In the dynamic programming setting, the agent has full knowledge of the Markov decision process (MDP). In this case, it's possible to use the one-step dynamics p(s',r|s,a) of the MDP to obtain a system of equations corresponding to the Bellman expectation equation for v_\pi.

In the gridworld example, the system of equations corresponding to the equiprobable random policy was given by:

v_\pi(s_1) = \frac{1}{2}(-1 + v_\pi(s_2)) + \frac{1}{2}(-3 + v_\pi(s_3))

v_\pi(s_2) = \frac{1}{2}(-1 + v_\pi(s_1)) + \frac{1}{2}(5 + v_\pi(s_4))

v_\pi(s_3) = \frac{1}{2}(-1 + v_\pi(s_1)) + \frac{1}{2}(5 + v_\pi(s_4))

v_\pi(s_4) = 0

In order to obtain the state-value function, we need only solve the system of equations.

While it is always possible to directly solve the system, we will instead use an iterative solution approach.

An Iterative Method

The iterative method begins with an initial guess for the value of each state. In particular, we began by assuming that the value of each state was zero.

Then, we looped over the state space and amended the estimate for the state-value function through applying successive update equations.

Recall that V denotes the most recent guess for the state-value function, and the update equations are:

V(s_1) \leftarrow \frac{1}{2}(-1 + V(s_2)) + \frac{1}{2}(-3 + V(s_3))

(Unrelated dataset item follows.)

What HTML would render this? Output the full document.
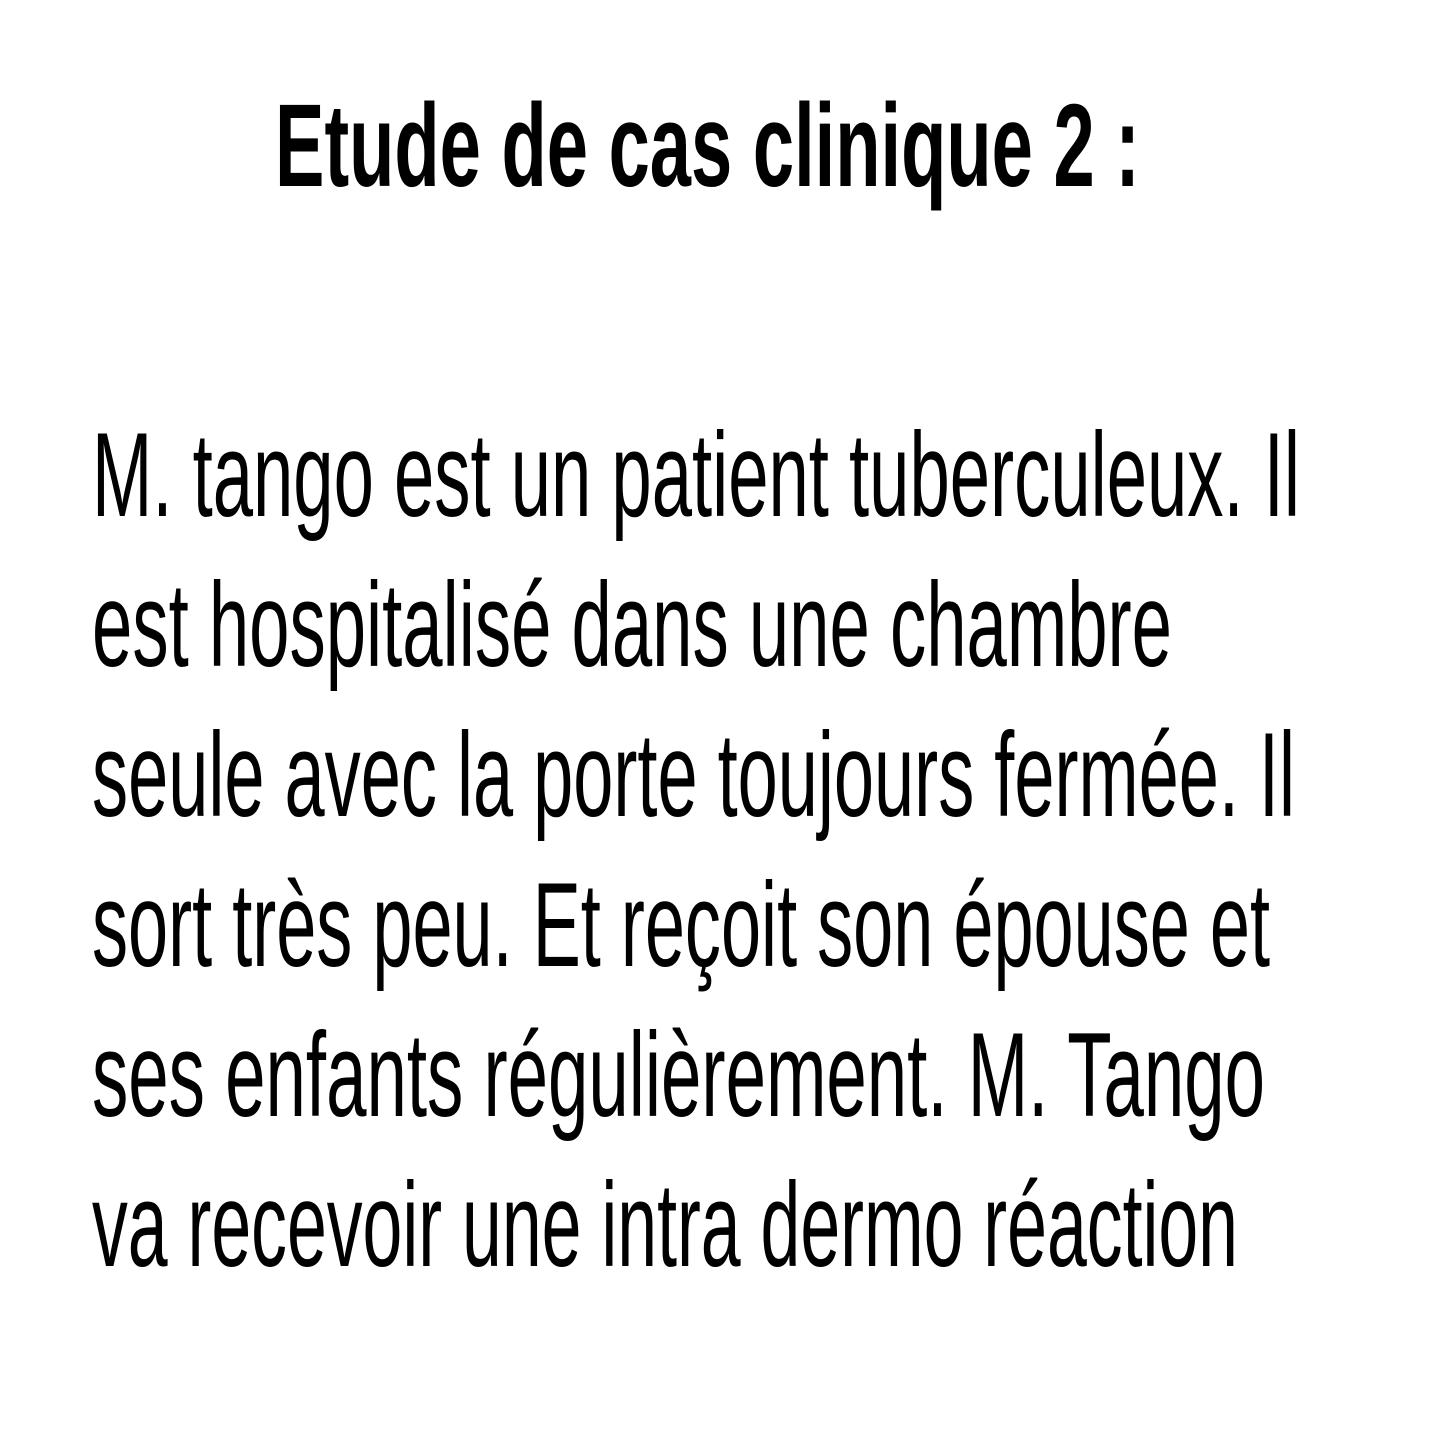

V(s_2) \leftarrow \frac{1}{2}(-1 + V(s_1)) + \frac{1}{2}(5)

V(s_3) \leftarrow \frac{1}{2}(-1 + V(s_1)) + \frac{1}{2}(5)

Quiz Question

Say that the most recent guess for the state-value function is given in the figure below.

Currently, the estimate for v_\pi(s_2) is given by V(s_2) = 1.

Say that the next step in the algorithm is to update V(s_2).

What is the new value for V(s_2) after applying the update step once?

SOLUTION:

1.5